The key term is “collocation”. If you speak the word “Fred”, only a limited number of words in English can follow this word. Each of the words which can follow “Fred” has a certain probability of following. If you “know English”, you know this probability set subconsciously. If you happen to know a guy called “Fred”, and know his personality, the probability of which word will follow his name changes. Let’s say Fred is a wife beater. Then “hit” has a high probability of following the word “Fred”. Also “his” will probably follow “hit”. The more words you speak in that sentence, the higher each probability for the word to follow becomes. In fact, if  you don’t hear one or two words, your brain might kindly put in the high probability “missing words” and you won’t even be aware of it. Later you might swear to a judge with your hand on a stack of bibles that the sentence contained those missing words (but maybe it didn’t!).

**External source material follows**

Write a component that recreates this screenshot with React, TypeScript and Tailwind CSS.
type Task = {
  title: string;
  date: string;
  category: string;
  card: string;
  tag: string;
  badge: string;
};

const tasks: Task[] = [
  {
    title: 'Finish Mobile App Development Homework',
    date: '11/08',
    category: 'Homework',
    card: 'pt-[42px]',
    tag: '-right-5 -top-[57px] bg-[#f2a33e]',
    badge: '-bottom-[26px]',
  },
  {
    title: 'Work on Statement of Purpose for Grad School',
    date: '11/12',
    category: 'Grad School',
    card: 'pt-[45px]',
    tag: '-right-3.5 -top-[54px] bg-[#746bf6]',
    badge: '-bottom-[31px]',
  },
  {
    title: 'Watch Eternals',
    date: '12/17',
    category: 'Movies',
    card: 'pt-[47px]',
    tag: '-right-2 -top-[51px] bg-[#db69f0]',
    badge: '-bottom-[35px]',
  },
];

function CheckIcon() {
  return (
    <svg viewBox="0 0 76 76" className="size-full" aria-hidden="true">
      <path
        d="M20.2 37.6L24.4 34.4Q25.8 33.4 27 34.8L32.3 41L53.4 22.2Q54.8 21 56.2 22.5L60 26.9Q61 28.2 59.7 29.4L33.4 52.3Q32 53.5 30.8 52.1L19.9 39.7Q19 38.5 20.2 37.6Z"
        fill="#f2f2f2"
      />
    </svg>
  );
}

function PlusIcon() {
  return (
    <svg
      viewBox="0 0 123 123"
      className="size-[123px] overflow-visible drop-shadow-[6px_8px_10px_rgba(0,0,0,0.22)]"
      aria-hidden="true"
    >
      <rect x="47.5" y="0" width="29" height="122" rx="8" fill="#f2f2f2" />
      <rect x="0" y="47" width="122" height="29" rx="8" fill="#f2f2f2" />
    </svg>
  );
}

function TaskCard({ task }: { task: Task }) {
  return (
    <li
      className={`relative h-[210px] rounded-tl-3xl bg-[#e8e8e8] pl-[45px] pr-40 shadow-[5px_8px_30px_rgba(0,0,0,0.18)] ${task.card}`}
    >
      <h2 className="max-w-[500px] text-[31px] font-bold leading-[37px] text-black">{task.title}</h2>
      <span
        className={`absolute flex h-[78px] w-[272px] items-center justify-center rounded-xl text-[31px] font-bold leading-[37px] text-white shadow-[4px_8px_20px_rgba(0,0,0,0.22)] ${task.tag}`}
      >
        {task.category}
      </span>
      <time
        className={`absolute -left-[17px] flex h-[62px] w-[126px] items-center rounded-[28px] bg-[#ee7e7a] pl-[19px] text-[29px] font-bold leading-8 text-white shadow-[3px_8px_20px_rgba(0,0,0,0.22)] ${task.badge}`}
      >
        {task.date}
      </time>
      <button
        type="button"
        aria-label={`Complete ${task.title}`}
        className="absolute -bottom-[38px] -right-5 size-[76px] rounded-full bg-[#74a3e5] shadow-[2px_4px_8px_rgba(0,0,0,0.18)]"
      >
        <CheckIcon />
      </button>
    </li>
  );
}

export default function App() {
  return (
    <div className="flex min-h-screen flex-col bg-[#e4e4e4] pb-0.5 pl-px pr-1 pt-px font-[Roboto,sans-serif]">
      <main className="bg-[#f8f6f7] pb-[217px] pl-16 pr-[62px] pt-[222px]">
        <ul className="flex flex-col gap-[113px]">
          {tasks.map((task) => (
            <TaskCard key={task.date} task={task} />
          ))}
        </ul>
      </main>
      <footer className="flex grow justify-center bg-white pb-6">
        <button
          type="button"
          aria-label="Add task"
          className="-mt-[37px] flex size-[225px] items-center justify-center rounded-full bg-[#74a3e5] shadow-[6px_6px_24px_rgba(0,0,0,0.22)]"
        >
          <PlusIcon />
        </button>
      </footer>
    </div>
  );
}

When you “know a language” what you really know is not a list of “grammar rules”. Grammar rules are just names for some high probability patterns, but they are not enough alone to make language with. No, what a native speaker knows subconsciously are millions of probabilities for word collocations, plus countless cultural and social contexts which will influence those probabilities.

Now here at last is the point about “idioms”. Idioms are just word collocations which have such a high probability of association that they become consciously recognized. However, there are vast numbers of other word collocation sets at various levels of probability and awareness. Some are quite frequent. Some are more rare, but still recognized by the members of the culture or sub-culture when they hear them. That is why we sometimes have that sense of déjà vu when people in our home culture are speaking. It seems that we have “heard it before”, but we cannot say exactly how or when.

Yes, I know this is all discouraging. How can you “learn” millions of probabilities? Of course you can’t, not consciously in a classroom. It needs a lifelong process of immersion in a culture and the way those people speak. Some people have a lucky knack for soaking this stuff up subconsciously, and in my experience they usually have no ability at all to explain what they have achieved. Professional language teachers, in my experience, rarely have much understanding of what their students’ brains are doing when the “learn a language”. That need not mean that they are bad teachers. From experience the best of them have learned some paths that students can take on the language learning journey. Their teacher explanations might peddle mythology, but it often doesn't matter if the trip seems interesting.

Natural language learning is the single most difficult thing that the human brain can do. However, our brains seem to be genetically adapted for this incredible language learning process, so most people cannot even see the miracle for what it is. That is why any backpacker can parachute into a foreign country, stand in front of a class and think they are “teaching English”.

Well, in this age we must have an app' for everything. Mere human brains might be too hard to think about, so here is a bit of tech-candy as a going-away present: for the exasperated and curious, Google gives us one of the most fantastic language tools I have ever seen: the Google n-Gram Viewer at . Just type in any word or phrase, or list of words or phrases. It will show you the frequency of that word or phrase or idiom for every year from 1800 up to now. That can tell you many things (e.g. changes in knowledge, history, attitudes, fashion, politics, science, technology etc). Have fun.